This old Sephardic recipe will become your go-to chocolate birthday cake

Our all-time favorite family birthday cake is a Sephardi Jewish Passover cake. I got the recipe from my mother’s friend Lucie Ades, whose family came from France and was of Spanish ancestry.

I am guessing that they were from Bayonne in Southwest France, where Jews fleeing the Inquisition in the early sixteenth century settled and started the first chocolate manufacturing industry. It is there that chocolate cakes with almonds first appeared.

I have always made this with the Menier Chocolat Patissier that I find at my supermarket. Serve it with clotted cream or whipped cream.
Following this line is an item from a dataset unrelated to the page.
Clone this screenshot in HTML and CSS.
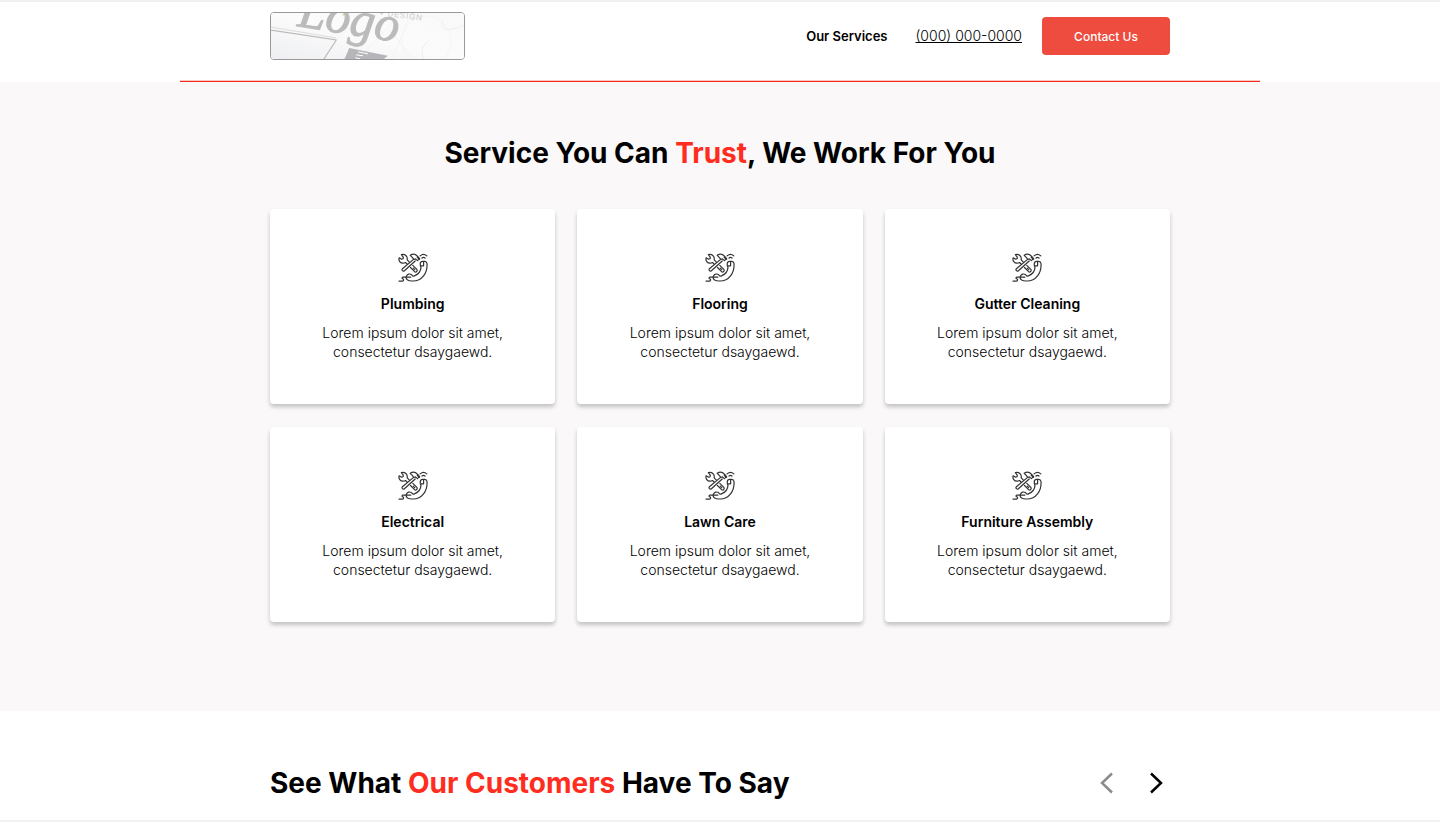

Serves 12

7 oz/200g best-quality dark chocolate(70%cacao),broken into pieces
6 eggs, separated
6 tbsp/75g granulated sugar
generous ¾ cup/100g almond meal
confectioners’ sugar for dusting(optional)

Preheat the oven to 350°F.

Butter and flour a 9-inch round nonstick cake pan with a removable bottom.

Melt the chocolate in a heat-proof bowl placed over a pan of boiling water so that the bowl does not touch the water. Using an electric hand mixer, beat the egg whites until stiff.In another bowl, using the same mixer, beat the egg yolks with the granulated sugar until pale.

Mix in the almond meal and then the melted chocolate. Add 1 to 2 tbsp of the beaten whites and mix them in to loosen the very dense almond-chocolate mixture, then fold in the remaining whites. Pour the mixture into the prepared pan and bake for 30 minutes, until firm to the touch. Let cool before removing from the pan. When ready to serve, dust the cake with confectioners’ sugar, if you like.

Reprinted with permission from Claudia Roden’s Mediterranean: Treasured Recipes from a Lifetime of Travelby Claudia Roden, copyright©2021. Published by Ten Speed Press, animprint of Penguin Random House.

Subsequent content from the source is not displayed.